Why It’s Important to Have a Self-Catheterisation Daily Schedule

Following a daily schedule for your intermittent self-catheterisation is important for several reasons. Sticking to a routine can help you prevent accidents and avoid health risks.


Learn about the importance of a self-catheterisation schedule.

Once you can perform intermittent catheterisation on your own, you’ll be focused on getting the process down so you can perform it trouble-free at home. Your healthcare team likely guided you through the steps. One aspect that they probably covered was the importance of staying on a catheterisation daily schedule, and how this can have a positive impact on your quality of life.

Three reasons to stick to a catheterisation daily schedule

It may be challenging to stay on a strict regimen, especially if intermittent catheterisation is new to you. However, knowledge is power. Below are three reasons why staying on your self-catheterisation schedule every day is a good idea.

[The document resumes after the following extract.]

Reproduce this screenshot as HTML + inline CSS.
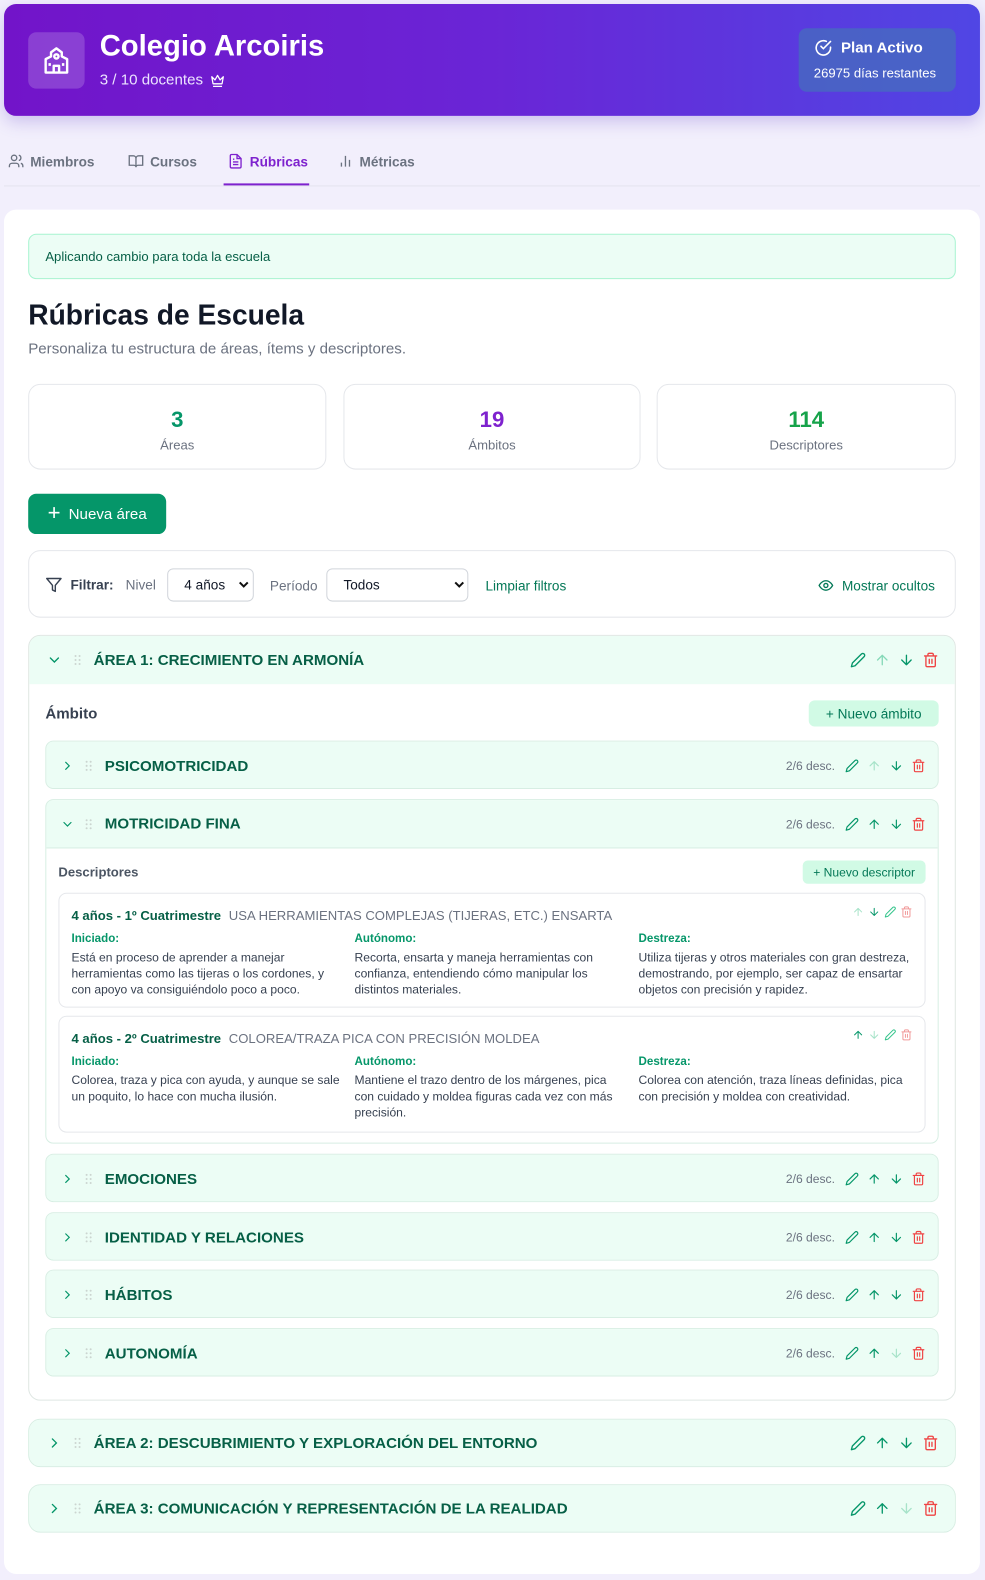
<!DOCTYPE html>
<html><head><meta charset="utf-8"><style>
*{box-sizing:border-box;margin:0;padding:0}
body{width:985px;height:1580px;background:#f2effc;font-family:"Liberation Sans",sans-serif;position:relative;overflow:hidden;color:#111827}
#w{position:absolute;left:0;top:0;width:978px;height:1568px;transform:scale(1.00716,1.00765);transform-origin:0 0}
.a{position:absolute}
.hdr{left:4px;top:4px;width:969px;height:111px;border-radius:12px;background:linear-gradient(90deg,#7214c9,#6a25d6 50%,#5046e4);box-shadow:0 6px 16px rgba(90,60,200,.25)}
.ib{left:24px;top:28px;width:56px;height:56px;border-radius:8px;background:rgba(255,255,255,.18);display:flex;align-items:center;justify-content:center}
.ttl{left:95px;top:26px;color:#fff;font-size:29px;font-weight:bold}
.sub{left:95px;top:67px;color:#ece4ff;font-size:15px;display:flex;gap:6px;align-items:center}
.plan{left:789px;top:24px;width:156px;height:63px;border-radius:8px;background:rgba(70,110,190,.75);color:#fff;padding:10px 15px}
.tabs{left:4px;top:140px;width:969px;height:45px;border-bottom:1px solid #e4e2ee}
.tab{position:absolute;top:12px;font-size:13.5px;color:#6b7280;display:flex;align-items:center;gap:6px;font-weight:bold}
.card{left:4px;top:208px;width:969px;height:1354px;background:#fff;border-radius:12px}
.box{border:1px solid #e5e7eb;border-radius:12px;background:#fff}
.stat{top:381px;height:85px;text-align:center}
.stat b{display:block;font-size:22px;margin-top:22px}
.stat span{display:block;font-size:13px;color:#6b7280;margin-top:4px}
.g{color:#065f46}
.hrow{display:flex;align-items:center;background:#ecfdf5;height:48px}
.t{font-size:15px;font-weight:bold;color:#065f46}
.ic{display:flex;gap:6px;align-items:center;position:absolute;right:12px}
.amb{position:absolute;left:45px;width:887px;border:1px solid #d7eee3;border-radius:8px;overflow:hidden}
.amb .hrow{position:relative}
.cnt{font-size:12px;color:#6b7280;margin-right:4px}
.dc{position:absolute;left:58px;width:861px;border:1px solid #e5e7eb;border-radius:8px}
.dc .h{position:absolute;left:12px;top:14px;font-size:13px}
.col{position:absolute;width:272px;font-size:12px;line-height:16px;color:#374151;top:37px}
.col i{font-style:normal;display:block;color:#059669;font-weight:bold;font-size:11.5px;margin-bottom:2px}
</style></head><body><div id="w">
<svg width="0" height="0" style="position:absolute"><defs>
<symbol id="pen" viewBox="0 0 24 24"><path d="M17 3a2.8 2.8 0 0 1 4 4L7.5 20.5 2 22l1.5-5.5Z" fill="none" stroke="currentColor" stroke-width="2" stroke-linecap="round" stroke-linejoin="round"/></symbol>
<symbol id="up" viewBox="0 0 24 24"><path d="M12 19V5M5 12l7-7 7 7" fill="none" stroke="currentColor" stroke-width="2" stroke-linecap="round" stroke-linejoin="round"/></symbol>
<symbol id="dn" viewBox="0 0 24 24"><path d="M12 5v14M19 12l-7 7-7-7" fill="none" stroke="currentColor" stroke-width="2" stroke-linecap="round" stroke-linejoin="round"/></symbol>
<symbol id="tr" viewBox="0 0 24 24"><path d="M3 6h18M19 6v14a2 2 0 0 1-2 2H7a2 2 0 0 1-2-2V6M8 6V4a2 2 0 0 1 2-2h4a2 2 0 0 1 2 2v2M10 11v6M14 11v6" fill="none" stroke="currentColor" stroke-width="2" stroke-linecap="round" stroke-linejoin="round"/></symbol>
<symbol id="chr" viewBox="0 0 24 24"><path d="M9 6l6 6-6 6" fill="none" stroke="currentColor" stroke-width="2" stroke-linecap="round"/></symbol>
<symbol id="chd" viewBox="0 0 24 24"><path d="M6 9l6 6 6-6" fill="none" stroke="currentColor" stroke-width="2" stroke-linecap="round"/></symbol>
<symbol id="grip" viewBox="0 0 8 12"><g fill="#cbd5d0"><circle cx="2" cy="2" r="1"/><circle cx="6" cy="2" r="1"/><circle cx="2" cy="6" r="1"/><circle cx="6" cy="6" r="1"/><circle cx="2" cy="10" r="1"/><circle cx="6" cy="10" r="1"/></g></symbol>
</defs></svg>

<div class="a hdr">
 <div class="a ib"><svg width="32" height="32" viewBox="0 0 24 24" fill="none" stroke="#fff" stroke-width="1.8" stroke-linejoin="round"><path d="M4 21V11l4-2V6l4-3 4 3v3l4 2v10Z"/><circle cx="12" cy="9" r="1.6"/><path d="M10 21v-5h4v5M7 14v2M17 14v2"/></svg></div>
 <div class="a ttl">Colegio Arcoiris</div>
 <div class="a sub">3 / 10 docentes <svg width="16" height="14" viewBox="0 0 24 22" fill="none" stroke="#fff" stroke-width="2" stroke-linejoin="round"><path d="M3 5l5 5 4-7 4 7 5-5-2 11H5Z M5 20h14"/></svg></div>
 <div class="a plan"><div style="display:flex;align-items:center;gap:8px;font-weight:bold;font-size:15px"><svg width="19" height="19" viewBox="0 0 24 24" fill="none" stroke="#fff" stroke-width="2" stroke-linecap="round"><path d="M21 11.1V12a9 9 0 1 1-5.3-8.2"/><path d="M21 4 12 13l-3-3"/></svg>Plan Activo</div><div style="font-size:13px;margin-top:8px">26975 días restantes</div></div>
</div>

<div class="a tabs">
 <div class="tab" style="left:4px"><svg width="16" height="16" viewBox="0 0 24 24" fill="none" stroke="#6b7280" stroke-width="2"><circle cx="9" cy="7" r="4"/><path d="M2 21v-2a4 4 0 0 1 4-4h6a4 4 0 0 1 4 4v2M16 3.1a4 4 0 0 1 0 7.8M22 21v-2a4 4 0 0 0-3-3.9"/></svg>Miembros</div>
 <div class="tab" style="left:123px"><svg width="16" height="16" viewBox="0 0 24 24" fill="none" stroke="#6b7280" stroke-width="2"><path d="M2 4h6a4 4 0 0 1 4 4v13a3 3 0 0 0-3-3H2ZM22 4h-6a4 4 0 0 0-4 4v13a3 3 0 0 1 3-3h7Z"/></svg>Cursos</div>
 <div class="tab" style="left:222px;color:#7e22ce"><svg width="16" height="16" viewBox="0 0 24 24" fill="none" stroke="#7e22ce" stroke-width="2"><path d="M14 2H6a2 2 0 0 0-2 2v16a2 2 0 0 0 2 2h12a2 2 0 0 0 2-2V8Z M14 2v6h6M16 13H8M16 17H8M10 9H8"/></svg>Rúbricas</div>
 <div class="a" style="left:218px;top:42px;width:85px;height:2px;background:#7e22ce"></div>
 <div class="tab" style="left:331px"><svg width="16" height="16" viewBox="0 0 24 24" fill="none" stroke="#6b7280" stroke-width="2"><path d="M6 20v-6M12 20V4M18 20v-10"/></svg>Métricas</div>
</div>

<div class="a card"></div>
<div class="a" style="left:28px;top:232px;width:921px;height:45px;background:#ecfdf5;border:1px solid #a7f3d0;border-radius:8px;font-size:13px;color:#065f46;padding:14px 16px">Aplicando cambio para toda la escuela</div>
<div class="a" style="left:28px;top:297px;font-size:28px;font-weight:bold">Rúbricas de Escuela</div>
<div class="a" style="left:28px;top:338px;font-size:15px;color:#6b7280">Personaliza tu estructura de áreas, ítems y descriptores.</div>

<div class="a box stat" style="left:28px;width:296px"><b style="color:#059669">3</b><span>Áreas</span></div>
<div class="a box stat" style="left:341px;width:295px"><b style="color:#7e22ce">19</b><span>Ámbitos</span></div>
<div class="a box stat" style="left:652px;width:297px"><b style="color:#16a34a">114</b><span>Descriptores</span></div>

<div class="a" style="left:28px;top:490px;width:137px;height:40px;background:#059669;border-radius:8px;color:#fff;font-size:15px;display:flex;align-items:center;justify-content:center;gap:8px"><span style="font-size:22px;line-height:1;margin-top:-3px">+</span>Nueva área</div>

<div class="a box" style="left:28px;top:546px;width:921px;height:67px"></div>
<div class="a" style="left:45px;top:572px;display:flex;align-items:center;gap:8px;font-size:13.5px">
 <svg width="17" height="17" viewBox="0 0 24 24" fill="none" stroke="#374151" stroke-width="2" stroke-linejoin="round"><path d="M22 3H2l8 9.5V19l4 2v-8.5Z"/></svg><b style="color:#374151">Filtrar:</b><span style="color:#6b7280;margin-left:4px">Nivel</span></div>
<div class="a" style="left:166px;top:564px;width:86px;height:33px;border:1px solid #d1d5db;border-radius:6px;font-size:13.5px;padding:8px 0 0 16px">4 años</div>
<div class="a" style="left:268px;top:574px;font-size:13.5px;color:#6b7280">Período</div>
<div class="a" style="left:324px;top:564px;width:141px;height:33px;border:1px solid #d1d5db;border-radius:6px;font-size:13.5px;padding:8px 0 0 16px">Todos</div>
<svg class="a" style="left:451px;top:576px" width="10" height="8" viewBox="0 0 10 8"><path d="M1 2l4 4 4-4" fill="none" stroke="#111" stroke-width="2"/></svg>
<svg class="a" style="left:237px;top:576px" width="10" height="8" viewBox="0 0 10 8"><path d="M1 2l4 4 4-4" fill="none" stroke="#111" stroke-width="2"/></svg>
<div class="a" style="left:482px;top:574px;font-size:13.5px;color:#047857">Limpiar filtros</div>
<div class="a" style="left:812px;top:573px;font-size:13.5px;color:#047857;display:flex;gap:8px;align-items:center"><svg width="16" height="16" viewBox="0 0 24 24" fill="none" stroke="#047857" stroke-width="2"><path d="M2 12s3.5-7 10-7 10 7 10 7-3.5 7-10 7S2 12 2 12Z"/><circle cx="12" cy="12" r="3"/></svg>Mostrar ocultos</div>

<div class="a" style="left:28px;top:630px;width:921px;height:760px;border:1px solid #dfe7e3;border-radius:12px;overflow:hidden;background:#fff">
 <div class="hrow" style="position:relative;padding-left:17px">
  <svg width="16" height="16" style="color:#059669"><use href="#chd"/></svg>
  <svg width="8" height="12" style="margin-left:11px"><use href="#grip"/></svg>
  <span class="t" style="margin-left:12px">ÁREA 1: CRECIMIENTO EN ARMONÍA</span>
  <div class="ic" style="right:16px;gap:8px"><svg width="16" height="16" style="color:#059669"><use href="#pen"/></svg><svg width="16" height="16" style="color:#86d9b8"><use href="#up"/></svg><svg width="16" height="16" style="color:#059669"><use href="#dn"/></svg><svg width="16" height="16" style="color:#ef4444"><use href="#tr"/></svg></div>
 </div>
</div>
<div class="a" style="left:45px;top:700px;font-size:15px;font-weight:bold;color:#374151">Ámbito</div>
<div class="a" style="left:803px;top:695px;width:129px;height:26px;background:#d1fae5;border-radius:6px;font-size:13.5px;color:#047857;display:flex;align-items:center;justify-content:center">+ Nuevo ámbito</div>

<div class="amb" style="top:735px;height:48px"><div class="hrow" style="padding-left:14px"><svg width="14" height="14" style="color:#059669"><use href="#chr"/></svg><svg width="8" height="12" style="margin-left:10px"><use href="#grip"/></svg><span class="t" style="margin-left:12px">PSICOMOTRICIDAD</span><div class="ic"><span class="cnt">2/6 desc.</span><svg width="14" height="14" style="color:#059669"><use href="#pen"/></svg><svg width="14" height="14" style="color:#a7e3c9;margin-left:2px"><use href="#up"/></svg><svg width="14" height="14" style="color:#059669;margin-left:2px"><use href="#dn"/></svg><svg width="14" height="14" style="color:#ef4444;margin-left:2px"><use href="#tr"/></svg></div></div></div>

<div class="amb" style="top:793px;height:342px;background:#fff"><div class="hrow" style="padding-left:14px;border-bottom:1px solid #d7eee3"><svg width="14" height="14" style="color:#059669"><use href="#chd"/></svg><svg width="8" height="12" style="margin-left:10px"><use href="#grip"/></svg><span class="t" style="margin-left:12px">MOTRICIDAD FINA</span><div class="ic"><span class="cnt">2/6 desc.</span><svg width="14" height="14" style="color:#059669"><use href="#pen"/></svg><svg width="14" height="14" style="color:#059669;margin-left:2px"><use href="#up"/></svg><svg width="14" height="14" style="color:#059669;margin-left:2px"><use href="#dn"/></svg><svg width="14" height="14" style="color:#ef4444;margin-left:2px"><use href="#tr"/></svg></div></div></div>
<div class="a" style="left:58px;top:858px;font-size:13px;font-weight:bold;color:#4b5563">Descriptores</div>
<div class="a" style="left:797px;top:854px;width:122px;height:23px;background:#d1fae5;border-radius:5px;font-size:12px;color:#047857;display:flex;align-items:center;justify-content:center">+ Nuevo descriptor</div>

<div class="dc" style="top:886px;height:114px">
 <div class="h"><b class="g">4 años - 1º Cuatrimestre</b> <span style="color:#6b7280;margin-left:4px">USA HERRAMIENTAS COMPLEJAS (TIJERAS, ETC.) ENSARTA</span></div>
 <div class="ic" style="top:12px;right:12px;gap:4px"><svg width="12" height="12" style="color:#a7e3c9"><use href="#up"/></svg><svg width="12" height="12" style="color:#059669"><use href="#dn"/></svg><svg width="12" height="12" style="color:#34c48b"><use href="#pen"/></svg><svg width="12" height="12" style="color:#f19999"><use href="#tr"/></svg></div>
 <div class="col" style="left:12px"><i>Iniciado:</i>Está en proceso de aprender a manejar herramientas como las tijeras o los cordones, y con apoyo va consiguiéndolo poco a poco.</div>
 <div class="col" style="left:293px"><i>Autónomo:</i>Recorta, ensarta y maneja herramientas con confianza, entendiendo cómo manipular los distintos materiales.</div>
 <div class="col" style="left:575px;width:278px"><i>Destreza:</i>Utiliza tijeras y otros materiales con gran destreza, demostrando, por ejemplo, ser capaz de ensartar objetos con precisión y rapidez.</div>
</div>
<div class="dc" style="top:1008px;height:116px">
 <div class="h"><b class="g">4 años - 2º Cuatrimestre</b> <span style="color:#6b7280;margin-left:4px">COLOREA/TRAZA PICA CON PRECISIÓN MOLDEA</span></div>
 <div class="ic" style="top:12px;right:12px;gap:4px"><svg width="12" height="12" style="color:#059669"><use href="#up"/></svg><svg width="12" height="12" style="color:#a7e3c9"><use href="#dn"/></svg><svg width="12" height="12" style="color:#34c48b"><use href="#pen"/></svg><svg width="12" height="12" style="color:#f19999"><use href="#tr"/></svg></div>
 <div class="col" style="left:12px"><i>Iniciado:</i>Colorea, traza y pica con ayuda, y aunque se sale un poquito, lo hace con mucha ilusión.</div>
 <div class="col" style="left:293px"><i>Autónomo:</i>Mantiene el trazo dentro de los márgenes, pica con cuidado y moldea figuras cada vez con más precisión.</div>
 <div class="col" style="left:575px;width:278px"><i>Destreza:</i>Colorea con atención, traza líneas definidas, pica con precisión y moldea con creatividad.</div>
</div>

<div class="amb" style="top:1145px;height:48px"><div class="hrow" style="padding-left:14px"><svg width="14" height="14" style="color:#059669"><use href="#chr"/></svg><svg width="8" height="12" style="margin-left:10px"><use href="#grip"/></svg><span class="t" style="margin-left:12px">EMOCIONES</span><div class="ic"><span class="cnt">2/6 desc.</span><svg width="14" height="14" style="color:#059669"><use href="#pen"/></svg><svg width="14" height="14" style="color:#059669;margin-left:2px"><use href="#up"/></svg><svg width="14" height="14" style="color:#059669;margin-left:2px"><use href="#dn"/></svg><svg width="14" height="14" style="color:#ef4444;margin-left:2px"><use href="#tr"/></svg></div></div></div>
<div class="amb" style="top:1203px;height:48px"><div class="hrow" style="padding-left:14px"><svg width="14" height="14" style="color:#059669"><use href="#chr"/></svg><svg width="8" height="12" style="margin-left:10px"><use href="#grip"/></svg><span class="t" style="margin-left:12px">IDENTIDAD Y RELACIONES</span><div class="ic"><span class="cnt">2/6 desc.</span><svg width="14" height="14" style="color:#059669"><use href="#pen"/></svg><svg width="14" height="14" style="color:#059669;margin-left:2px"><use href="#up"/></svg><svg width="14" height="14" style="color:#059669;margin-left:2px"><use href="#dn"/></svg><svg width="14" height="14" style="color:#ef4444;margin-left:2px"><use href="#tr"/></svg></div></div></div>
<div class="amb" style="top:1260px;height:48px"><div class="hrow" style="padding-left:14px"><svg width="14" height="14" style="color:#059669"><use href="#chr"/></svg><svg width="8" height="12" style="margin-left:10px"><use href="#grip"/></svg><span class="t" style="margin-left:12px">HÁBITOS</span><div class="ic"><span class="cnt">2/6 desc.</span><svg width="14" height="14" style="color:#059669"><use href="#pen"/></svg><svg width="14" height="14" style="color:#059669;margin-left:2px"><use href="#up"/></svg><svg width="14" height="14" style="color:#059669;margin-left:2px"><use href="#dn"/></svg><svg width="14" height="14" style="color:#ef4444;margin-left:2px"><use href="#tr"/></svg></div></div></div>
<div class="amb" style="top:1318px;height:48px"><div class="hrow" style="padding-left:14px"><svg width="14" height="14" style="color:#059669"><use href="#chr"/></svg><svg width="8" height="12" style="margin-left:10px"><use href="#grip"/></svg><span class="t" style="margin-left:12px">AUTONOMÍA</span><div class="ic"><span class="cnt">2/6 desc.</span><svg width="14" height="14" style="color:#059669"><use href="#pen"/></svg><svg width="14" height="14" style="color:#059669;margin-left:2px"><use href="#up"/></svg><svg width="14" height="14" style="color:#a7e3c9;margin-left:2px"><use href="#dn"/></svg><svg width="14" height="14" style="color:#ef4444;margin-left:2px"><use href="#tr"/></svg></div></div></div>

<div class="a" style="left:28px;top:1408px;width:921px;height:48px;border:1px solid #d7eee3;border-radius:12px;overflow:hidden"><div class="hrow" style="position:relative;padding-left:17px;height:46px">
  <svg width="16" height="16" style="color:#059669"><use href="#chr"/></svg><svg width="8" height="12" style="margin-left:11px"><use href="#grip"/></svg><span class="t" style="margin-left:12px">ÁREA 2: DESCUBRIMIENTO Y EXPLORACIÓN DEL ENTORNO</span>
  <div class="ic" style="right:16px;gap:8px"><svg width="16" height="16" style="color:#059669"><use href="#pen"/></svg><svg width="16" height="16" style="color:#059669"><use href="#up"/></svg><svg width="16" height="16" style="color:#059669"><use href="#dn"/></svg><svg width="16" height="16" style="color:#ef4444"><use href="#tr"/></svg></div></div></div>
<div class="a" style="left:28px;top:1473px;width:921px;height:48px;border:1px solid #d7eee3;border-radius:12px;overflow:hidden"><div class="hrow" style="position:relative;padding-left:17px;height:46px">
  <svg width="16" height="16" style="color:#059669"><use href="#chr"/></svg><svg width="8" height="12" style="margin-left:11px"><use href="#grip"/></svg><span class="t" style="margin-left:12px">ÁREA 3: COMUNICACIÓN Y REPRESENTACIÓN DE LA REALIDAD</span>
  <div class="ic" style="right:16px;gap:8px"><svg width="16" height="16" style="color:#059669"><use href="#pen"/></svg><svg width="16" height="16" style="color:#059669"><use href="#up"/></svg><svg width="16" height="16" style="color:#a7e3c9"><use href="#dn"/></svg><svg width="16" height="16" style="color:#ef4444"><use href="#tr"/></svg></div></div></div>
</div></body></html>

  1. Avoid accidents. You need to use an intermittent catheter for a medical reason — a spinal cord injury, neurogenic bladder, and/or other condition — that prevents you from fully emptying your bladder naturally. According to the National Institutes of Health (NIH), the capacity of a healthy adult bladder is about 10 to 13 ounces or 300–400 mL of urine. To limit the possibility of urinary incontinence, increased bladder pressure, and leakage, you’ll need to you empty your bladder periodically before it reaches capacity.
  2. Prevent a urinary tract infection (UTI). Another good reason to stay on a strict self-catheterisation schedule is to minimize the risk of a UTI. The use of a catheter introduces a higher risk of UTIs. If you have a spinal cord injury, a UTI is the most common urological complication. However, proper bladder management, which includes draining your bladder regularly to avoid the accumulation of bacteria, can help prevent infection.
  3. Keep your kidneys healthy. Adhering to a consistent daily self-catheterisation routine is also good for your kidneys. According to the American Urological Association, bladder volume should be kept at less than 500 milliliters (or about 2 cups) to preserve kidney function.

The right catheterisation daily schedule for you

Your healthcare team probably provided you with a recommended frequency for self-catheterisation – perhaps between 4 and 6 times a day. Of course, everyone is different, and your specific medical condition, diet, fluid intake, lifestyle, and other factors come into play when determining the ideal routine for you.

As always, follow the advice of your healthcare team. If you develop complications, such as recurring incontinence or UTIs, consult with them. They may recommend changes to your routine, such as increasing the frequency of your self-catheterisations.